### DATA BLOCK
%%

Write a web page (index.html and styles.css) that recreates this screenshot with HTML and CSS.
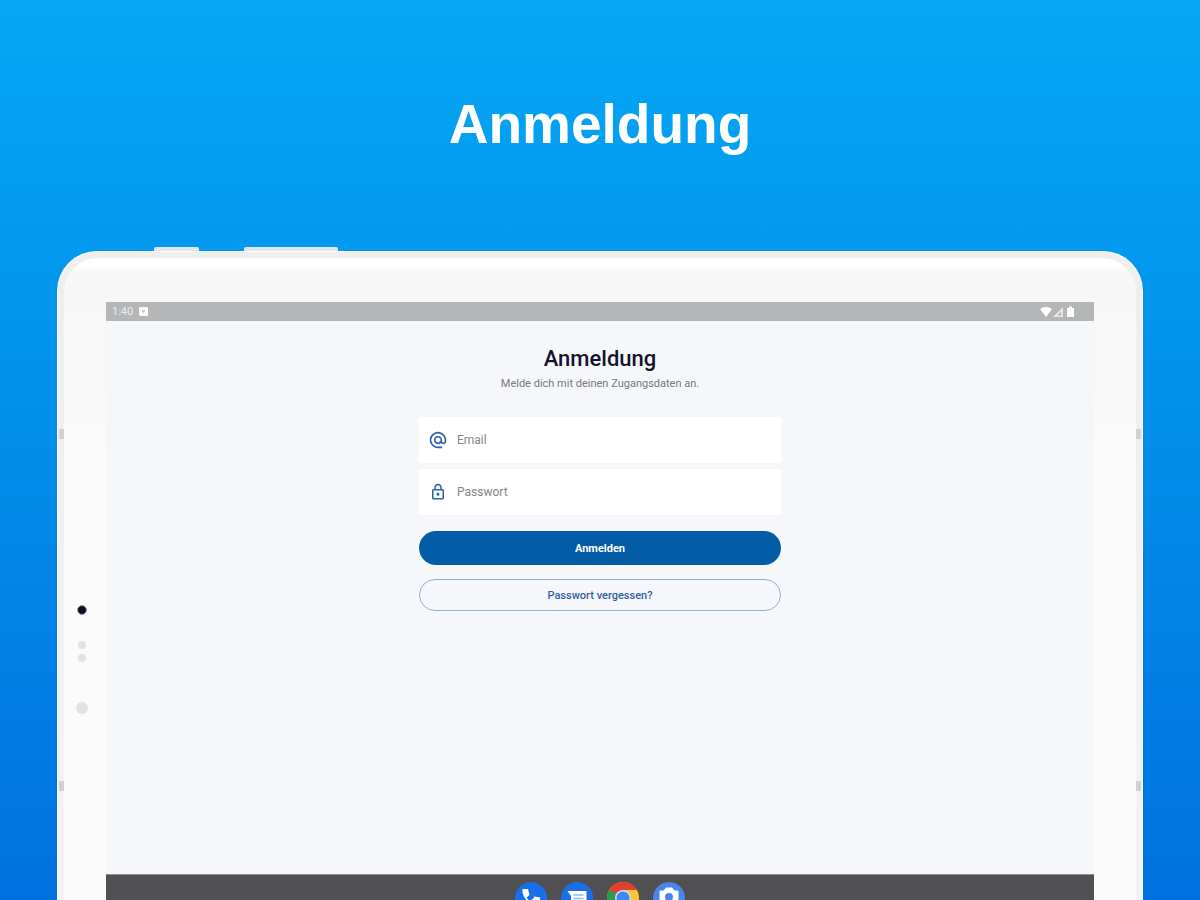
FILE: index.html
```html
<!DOCTYPE html>
<html lang="de">
<head>
    <meta charset="UTF-8">
    <meta name="viewport" content="width=device-width, initial-scale=1.0">
    <title>Anmeldung</title>
    <link rel="stylesheet" href="styles.css">
</head>
<body>
    <header class="headline">
        <h1>Anmeldung</h1>
    </header>

    <div class="tablet">
        <span class="side-button power"></span>
        <span class="side-button volume"></span>
        <span class="seam left upper"></span>
        <span class="seam left lower"></span>
        <span class="seam right upper"></span>
        <span class="seam right lower"></span>

        <div class="bezel">
            <div class="sensors">
                <span class="camera"></span>
                <span class="sensor"></span>
                <span class="sensor"></span>
                <span class="speaker"></span>
            </div>

            <div class="screen">
                <div class="status-bar">
                    <span class="clock">1:40</span>
                    <svg class="notification" width="9" height="9" viewBox="0 0 9 9">
                        <rect width="9" height="9" rx="1" fill="#fff"/>
                        <path d="M2.500 3.500h4L4.500 6z" fill="#b5b6b8"/>
                    </svg>
                    <svg class="signals" width="36" height="12" viewBox="0 0 36 12">
                        <path d="M0 3Q6 -1 12 3L6 11z" fill="#fff"/>
                        <path d="M13 11L23 1V11z" fill="#e6e7e8"/>
                        <path d="M17.500 9.500L21 5.500V9.500z" fill="#b5b6b8"/>
                        <path d="M27 2h2V0.500h3V2h2v9h-7z" fill="#fff"/>
                    </svg>
                </div>

                <main class="login">
                    <h2>Anmeldung</h2>
                    <p>Melde dich mit deinen Zugangsdaten an.</p>

                    <form id="login-form">
                        <div class="form-group">
                            <label for="email" aria-label="Email">
                                <svg width="18" height="18" viewBox="0 0 24 24" fill="#2b62a8">
                                    <path d="M12 1c-6 0-11 4.900-11 11s5 11 11 11h5.500v-2.200H12c-4.800 0-8.800-4-8.800-8.800S7.200 3.200 12 3.200s8.800 4 8.800 8.800v1.600c0 .9-.8 1.700-1.700 1.700s-1.600-.8-1.600-1.700V12c0-3-2.500-5.500-5.500-5.500S6.500 9 6.500 12s2.500 5.500 5.500 5.500c1.500 0 2.900-.6 3.900-1.600.7 1 1.900 1.600 3.200 1.600 2.200 0 3.900-1.700 3.900-3.900V12c0-6.100-5-11-11-11zm0 14.300c-1.800 0-3.300-1.500-3.300-3.300s1.500-3.300 3.300-3.300 3.300 1.500 3.300 3.300-1.500 3.300-3.300 3.300z"/>
                                </svg>
                            </label>
                            <input type="email" id="email" placeholder="Email">
                        </div>
                        <div class="form-group">
                            <label for="password" aria-label="Passwort">
                                <svg width="18" height="18" viewBox="0 0 24 24" fill="#2b62a8">
                                    <path d="M18 8h-1V6c0-2.760-2.240-5-5-5S7 3.240 7 6v2H6c-1.100 0-2 .9-2 2v10c0 1.100.9 2 2 2h12c1.100 0 2-.9 2-2V10c0-1.100-.9-2-2-2zM9 6c0-1.660 1.340-3 3-3s3 1.340 3 3v2H9V6zm9 14H6V10h12v10zm-6-3c1.100 0 2-.9 2-2s-.9-2-2-2-2 .9-2 2 .9 2 2 2z"/>
                                </svg>
                            </label>
                            <input type="password" id="password" placeholder="Passwort">
                        </div>
                        <button type="submit" class="primary">Anmelden</button>
                        <button type="button" class="secondary">Passwort vergessen?</button>
                    </form>
                </main>

                <nav class="taskbar">
                    <!-- Phone -->
                    <svg width="32" height="32" viewBox="0 0 32 32">
                        <circle cx="16" cy="16" r="16" fill="#1a6fe8"/>
                        <path d="M7.500 7h5.500l1.500 6-3 2.500c1 1.500 2.500 3 4 4l3-3.500 6 1.500v5c-10 1-18-7-17-15.500z" fill="#fff"/>
                        <path d="M19 14.500l6 1v3h-6z" fill="#fff"/>
                    </svg>
                    <!-- Messages -->
                    <svg width="32" height="32" viewBox="0 0 32 32">
                        <circle cx="16" cy="16" r="16" fill="#1a6fe8"/>
                        <path d="M6.500 9h19v14H10V14z" fill="#fff"/>
                        <path d="M12.500 13h10M12.500 16.500h10" stroke="#8db8f5" stroke-width="1.500"/>
                    </svg>
                    <!-- Browser -->
                    <svg width="32" height="32" viewBox="0 0 32 32">
                        <circle cx="16" cy="16" r="16" fill="#fbc62f"/>
                        <path d="M16 16L2.140 8A16 16 0 0 0 16 32L23 20z" fill="#2a9d4d"/>
                        <path d="M16 16L2.140 8A16 16 0 0 1 29.860 8H16z" fill="#e0402f"/>
                        <path d="M2.140 8L9 20l7-4z" fill="#2a9d4d"/>
                        <circle cx="16" cy="16" r="8" fill="#c9dcf5"/>
                        <circle cx="16" cy="16" r="6.500" fill="#3f86f0"/>
                    </svg>
                    <!-- Camera -->
                    <svg width="32" height="32" viewBox="0 0 32 32">
                        <circle cx="16" cy="16" r="16" fill="#4c84e8"/>
                        <path d="M7 9h4l2-3h6l2 3h4v14H7z" fill="#fff" stroke="#fff" stroke-linejoin="round"/>
                        <circle cx="16" cy="15" r="4" fill="#4c84e8"/>
                    </svg>
                </nav>
            </div>
        </div>
    </div>
</body>
</html>
```
FILE: styles.css
```css
* {
    box-sizing: border-box;
}

body {
    font-family: Roboto, sans-serif;
    background: linear-gradient(#06a7f5, #0299ee 28%, #0071e0);
    margin: 0;
    display: flex;
    flex-direction: column;
    min-height: 100vh;
}

.headline {
    padding: 93px 20px 95px;
    text-align: center;
}

h1 {
    margin: 0;
    font-family: "Liberation Sans", Arial, sans-serif;
    font-size: 55px;
    line-height: 63px;
    color: white;
}

/* Device frame */
.tablet {
    position: relative;
    flex: 1;
    display: flex;
    margin: 0 57px;
    padding: 6px 6px 0;
    border: 1px solid white;
    border-bottom: none;
    border-radius: 40px 40px 0 0;
    background: linear-gradient(#efeff0, #f3f3f4);
}

.bezel {
    flex: 1;
    display: flex;
    padding: 44px 42px 0 0;
    border-radius: 34px 34px 0 0;
    background: linear-gradient(#fff, #fff 8px, #f7f7f7 14px, #fafafa 200px, #fbfbfb);
}

.side-button {
    position: absolute;
    top: -5px;
    height: 4px;
    border-radius: 2px 2px 0 0;
    background: #e3e5ea;
}

.power {
    left: 96px;
    width: 45px;
}

.volume {
    left: 186px;
    width: 94px;
}

.seam {
    position: absolute;
    width: 5px;
    height: 10px;
    background: #cfd1d2;
}

.seam.left {
    left: 1px;
}

.seam.right {
    right: 1px;
}

.seam.upper {
    top: 177px;
}

.seam.lower {
    top: 529px;
}

.sensors {
    width: 42px;
    padding: 303px 6px 0 0;
    display: flex;
    flex-direction: column;
    align-items: center;
}

.sensors span {
    border-radius: 50%;
    background: #e2e2e2;
}

.sensors .camera {
    width: 10px;
    height: 10px;
    margin-bottom: 26px;
    border: 1px solid #a5a5b0;
    background: #0d0d2b;
}

.sensor {
    width: 8px;
    height: 8px;
    margin-bottom: 5px;
}

.speaker {
    width: 12px;
    height: 12px;
    margin-top: 35px;
}

.screen {
    flex: 1;
    display: flex;
    flex-direction: column;
    background: #f5f7fb;
}

.status-bar {
    display: flex;
    align-items: center;
    height: 19px;
    padding: 0 18px 0 6px;
    background: #b5b6b8;
    color: #eee;
    font-size: 11px;
}

.notification {
    margin-left: 6px;
}

.signals {
    margin-left: auto;
}

/* Login */
.login {
    flex: 1;
    width: 100%;
    max-width: 362px;
    margin: 0 auto;
    padding-top: 24px;
    text-align: center;
}

h2 {
    margin: 0;
    font-size: 22px;
    line-height: 27px;
    font-weight: 500;
    color: #14142b;
}

.login p {
    margin: 4px 0 25px;
    font-size: 11px;
    line-height: 16px;
    color: #77797f;
}

.form-group {
    display: flex;
    align-items: center;
    height: 46px;
    margin-bottom: 6px;
    padding: 0 10px;
    background: white;
}

.form-group label {
    display: flex;
}

input {
    flex: 1;
    padding: 0 10px;
    border: none;
    outline: none;
    background: none;
    font-family: inherit;
    font-size: 12px;
}

input::placeholder {
    color: #858585;
}

button {
    display: block;
    width: 100%;
    border-radius: 18px;
    font-family: inherit;
    font-size: 11px;
    cursor: pointer;
}

.primary {
    height: 34px;
    margin: 16px 0 14px;
    border: none;
    background: #045ca6;
    color: white;
    font-weight: 700;
}

.secondary {
    height: 32px;
    border: 1px solid #8fb1d3;
    background: none;
    color: #2f62a0;
    font-weight: 500;
}

.taskbar {
    display: flex;
    justify-content: center;
    gap: 14px;
    height: 26px;
    padding-top: 7px;
    overflow: hidden;
    border-top: 1px solid #8a8b8d;
    background: #505052;
}

.taskbar svg {
    flex: none;
}
```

%%

### STATED EXERCISE
Each line above that includes "styles" should be shown.

### WORKED SOLUTION
Write a web page (index.html and styles.css) that recreates this screenshot with HTML and CSS.
    <link rel="stylesheet" href="styles.css">
FILE: styles.css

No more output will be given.